Extended Data Fig. 2: Modeling of electronic states and measurements of CdSe/ZnSe/CdS/ZnS QDs.

a, Calculated band-edge transition energy of the CdSe (r = 2.6 nm)/ZnSe (l)/CdS (h)/ZnS (d = 0.3 nm) QDs as a function of l and h. The region within the green boundary corresponds to the regime of well-defined indirect and direct exciton states, as indicated by the electron-hole (e-h) overlap integrals (θ_eh) of <0.1 and >0.9 for the lowest and the first excited e-h states, respectively. The region within the blue boundary corresponds to the regime where we simultaneously satisfy the conditions Δ_d,i = E_d – E_i > k_BT and Δ_id,ii = E_id – E_ii < k_BT (k_B is the Boltzmann constant and T is the temperature; it is assumed that T is 300 K).
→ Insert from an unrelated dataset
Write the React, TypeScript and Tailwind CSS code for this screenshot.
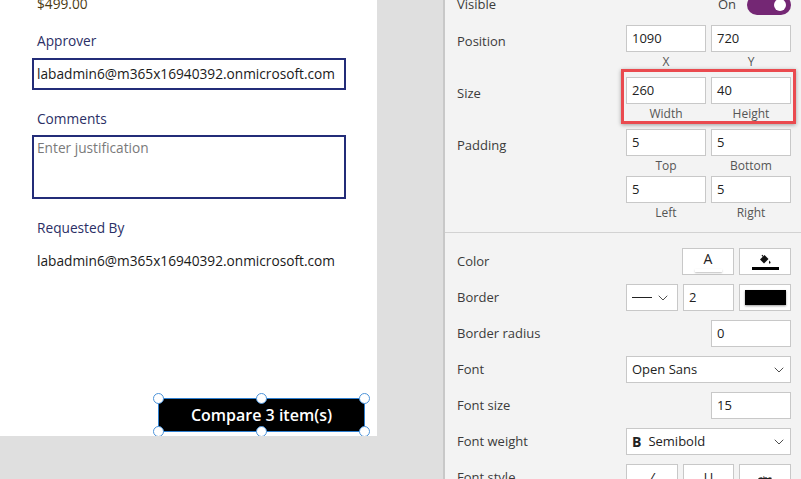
import React from "react";
import { ChevronDown } from "lucide-react";

const Field = ({ value, className = "" }: { value: string; className?: string }) => (
  <div
    className={`h-[27px] bg-white border border-[#c8c8c8] flex items-center pl-[5px] text-[13px] text-[#222] ${className}`}
  >
    {value}
  </div>
);

const PairRow = ({
  label,
  a,
  b,
  sa,
  sb,
  className = "",
  highlight = false,
}: {
  label: string;
  a: string;
  b: string;
  sa: string;
  sb: string;
  className?: string;
  highlight?: boolean;
}) => (
  <div className={`flex justify-between ${className}`}>
    <span className="mt-[6px] h-[20px] leading-[20px]">{label}</span>
    <div className="relative flex gap-[5px]">
      {highlight && (
        <div className="absolute -left-[5px] -right-[5px] -top-[8px] bottom-0 border-[3px] border-[#ea4a4f] shadow-[0_1px_4px_rgba(0,0,0,0.35)]" />
      )}
      {[
        [a, sa],
        [b, sb],
      ].map(([v, s]) => (
        <div key={s} className="w-[80px] flex flex-col">
          <Field value={v} />
          <div className="h-[20px] leading-[20px] text-center text-[12px] text-[#555]">{s}</div>
        </div>
      ))}
    </div>
  </div>
);

const PropRow = ({ label, children }: { label: string; children: React.ReactNode }) => (
  <div className="flex items-center justify-between h-[27px] mb-[9px]">
    <span className="mt-[1px]">{label}</span>
    <div className="flex gap-[5px]">{children}</div>
  </div>
);

const Handle = ({ className }: { className: string }) => (
  <div className={`absolute w-[11px] h-[11px] rounded-full bg-white border-[1.5px] border-[#4d93d9] ${className}`} />
);

const BucketIcon = () => (
  <svg width="14" height="12" viewBox="0 0 14 12">
    <path d="M2 5.5 L6.5 1 L10.5 5 L6 9.5 Z" fill="#111" />
    <path d="M5 2.5 L4 1" stroke="#111" strokeWidth="1.2" />
    <path d="M11.5 6.5 C12.5 8 13 8.8 12 9.6 C11 10 10.5 8.8 11.5 6.5 Z" fill="#111" />
  </svg>
);

export default function App() {
  return (
    <div className="flex w-[801px] h-[479px] overflow-hidden font-['Open_Sans',sans-serif]">
      {/* canvas */}
      <div className="w-[443px] h-full shrink-0 bg-[#dfdfdf]">
        <div className="w-[377px] h-[436px] bg-white overflow-hidden flex flex-col text-[13.7px]">
          <div className="-mt-[6px] ml-[37px] h-[20px] leading-[20px] text-[#4a3a12]">$499.00</div>
          <div className="mt-[17px] ml-[37px] h-[20px] leading-[20px] text-[#2b2f66]">Approver</div>
          <div className="mt-[7px] ml-[32px] w-[314px] h-[32px] border-2 border-[#232c78] flex items-center pl-[3px] text-[#1a1a1a]">
            labadmin6@m365x16940392.onmicrosoft.com
          </div>
          <div className="mt-[19px] ml-[37px] h-[20px] leading-[20px] text-[#2b2f66]">Comments</div>
          <div className="mt-[6px] ml-[32px] w-[314px] h-[64px] border-2 border-[#232c78] pl-[3px] pt-[1px] leading-[20px] text-[#7a7a7a]">
            Enter justification
          </div>
          <div className="mt-[19px] ml-[37px] h-[20px] leading-[20px] text-[#2b2f66]">Requested By</div>
          <div className="mt-[13px] ml-[37px] h-[20px] leading-[20px] text-[#1a1a1a]">
            labadmin6@m365x16940392.onmicrosoft.com
          </div>
          <div className="relative mt-[127px] ml-[158px] w-[207px] h-[34px] shrink-0 bg-black border border-[#2f7fd0] flex items-center justify-center text-white text-[16px] font-semibold">
            Compare 3 item(s)
            <Handle className="-left-[6px] -top-[6px]" />
            <Handle className="left-[97px] -top-[6px]" />
            <Handle className="-right-[6px] -top-[6px]" />
            <Handle className="-left-[6px] -bottom-[6px]" />
            <Handle className="left-[97px] -bottom-[6px]" />
            <Handle className="-right-[6px] -bottom-[6px]" />
          </div>
        </div>
      </div>

      {/* properties panel */}
      <div className="flex-1 h-full bg-[#f3f3f3] border-l-2 border-[#c8c8c8] overflow-hidden text-[13px] text-[#3b3b3b]">
        <div className="-mt-[8px] pl-[12px] pr-[10px]">
          <div className="flex h-[26px] items-center justify-between">
            <span>Visible</span>
            <div className="flex items-center gap-[11px]">
              <span className="text-[#444]">On</span>
              <div className="w-[44px] h-[20px] rounded-full bg-[#742774] flex items-center justify-end pr-[5px]">
                <div className="w-[12px] h-[12px] rounded-full bg-white" />
              </div>
            </div>
          </div>

          <PairRow label="Position" a="1090" b="720" sa="X" sb="Y" className="mt-[7px]" />
          <PairRow label="Size" a="260" b="40" sa="Width" sb="Height" className="mt-[5px]" highlight />
          <PairRow label="Padding" a="5" b="5" sa="Top" sb="Bottom" className="mt-[5px]" />
          <div className="flex justify-end">
            <div className="flex gap-[5px]">
              {[
                ["5", "Left"],
                ["5", "Right"],
              ].map(([v, s]) => (
                <div key={s} className="w-[80px] flex flex-col">
                  <Field value={v} />
                  <div className="h-[20px] leading-[20px] text-center text-[12px] text-[#555]">{s}</div>
                </div>
              ))}
            </div>
          </div>
        </div>

        <div className="mt-[9px] h-px bg-[#d2d2d2]" />

        <div className="mt-[15px] pl-[12px] pr-[10px]">
          <PropRow label="Color">
            <div className="w-[52px] h-[27px] bg-white border border-[#c8c8c8] flex flex-col items-center justify-center">
              <span className="text-[14px] leading-[14px] text-[#222]">A</span>
              <div className="mt-[3px] w-[27px] h-[3px] bg-white shadow-[0_1px_2px_rgba(0,0,0,0.25)]" />
            </div>
            <div className="w-[52px] h-[27px] bg-white border border-[#c8c8c8] flex flex-col items-center justify-center">
              <BucketIcon />
              <div className="mt-[1px] w-[27px] h-[3px] bg-black" />
            </div>
          </PropRow>
          <PropRow label="Border">
            <div className="w-[52px] h-[27px] bg-white border border-[#c8c8c8] flex items-center pl-[5px] gap-[3px]">
              <div className="w-[20px] h-px bg-[#222]" />
              <ChevronDown size={16} strokeWidth={1.3} className="text-[#333]" />
            </div>
            <Field value="2" className="w-[51px]" />
            <div className="w-[52px] h-[27px] bg-white border border-[#c8c8c8] flex items-center justify-center">
              <div className="w-[41px] h-[15px] bg-black shadow-[0_1px_2px_rgba(0,0,0,0.4)]" />
            </div>
          </PropRow>
          <PropRow label="Border radius">
            <Field value="0" className="w-[80px]" />
          </PropRow>
          <PropRow label="Font">
            <div className="w-[165px] h-[27px] bg-white border border-[#c8c8c8] flex items-center justify-between pl-[5px] pr-[3px] text-[#222]">
              <span>Open Sans</span>
              <ChevronDown size={16} strokeWidth={1.3} className="text-[#333]" />
            </div>
          </PropRow>
          <PropRow label="Font size">
            <Field value="15" className="w-[80px]" />
          </PropRow>
          <PropRow label="Font weight">
            <div className="w-[165px] h-[27px] bg-white border border-[#c8c8c8] flex items-center justify-between pl-[5px] pr-[3px] text-[#222]">
              <span className="flex items-center gap-[7px]">
                <b className="text-[14px] font-bold">B</b>
                <span>Semibold</span>
              </span>
              <ChevronDown size={16} strokeWidth={1.3} className="text-[#333]" />
            </div>
          </PropRow>
          <PropRow label="Font style">
            <div className="w-[52px] h-[27px] bg-white border border-[#c8c8c8] flex items-center justify-center italic text-[#222]">/</div>
            <div className="w-[51px] h-[27px] bg-white border border-[#c8c8c8] flex items-center justify-center underline text-[#222]">U</div>
            <div className="w-[52px] h-[27px] bg-white border border-[#c8c8c8] flex items-center justify-center line-through text-[8px] text-[#222]">abc</div>
          </PropRow>
        </div>
      </div>
    </div>
  );
}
According to our simulations (Supplementary Note 1), this automatically implies that we also satisfy the condition Δ_dd,id = E_dd – E_id > k_BT. Thus, the region highlighted by the diagonal grey lines corresponds to the QD dimensions for which all requirements necessary for the realization of hybrid direct/indirect biexcitons are satisfied. b-d, Single-dot and ensemble measurements of three CdSe/ZnSe/CdS/ZnS QD samples, the dimensions of which correspond to three different points in the diagram shown in panel a: (b) red open circle (l = 1.7 nm, h = 2.2 nm; same sample as in Figs. 2 to 4); (c) blue open square (l = 1.7 nm, h = 0.7 nm); (d) black open triangle (l = 0.9 nm, h = 2.4 nm). The top row shows single-dot second-order intensity correlation (g⁽²⁾) measurements. The middle row presents the spectrally integrated ensemble PL dynamics measured using low-intensity (sub-single-exciton) pulsed excitation with a photon energy of 2.54 eV. The bottom presents the ensemble PL spectra of the QDs obtained using low-intensity cw excitation with a photon energy of 2.76 eV. The observed characteristics of the samples shown in panels c and d are consistent with those of type-I and quasi-type-II QDs^31,33, respectively.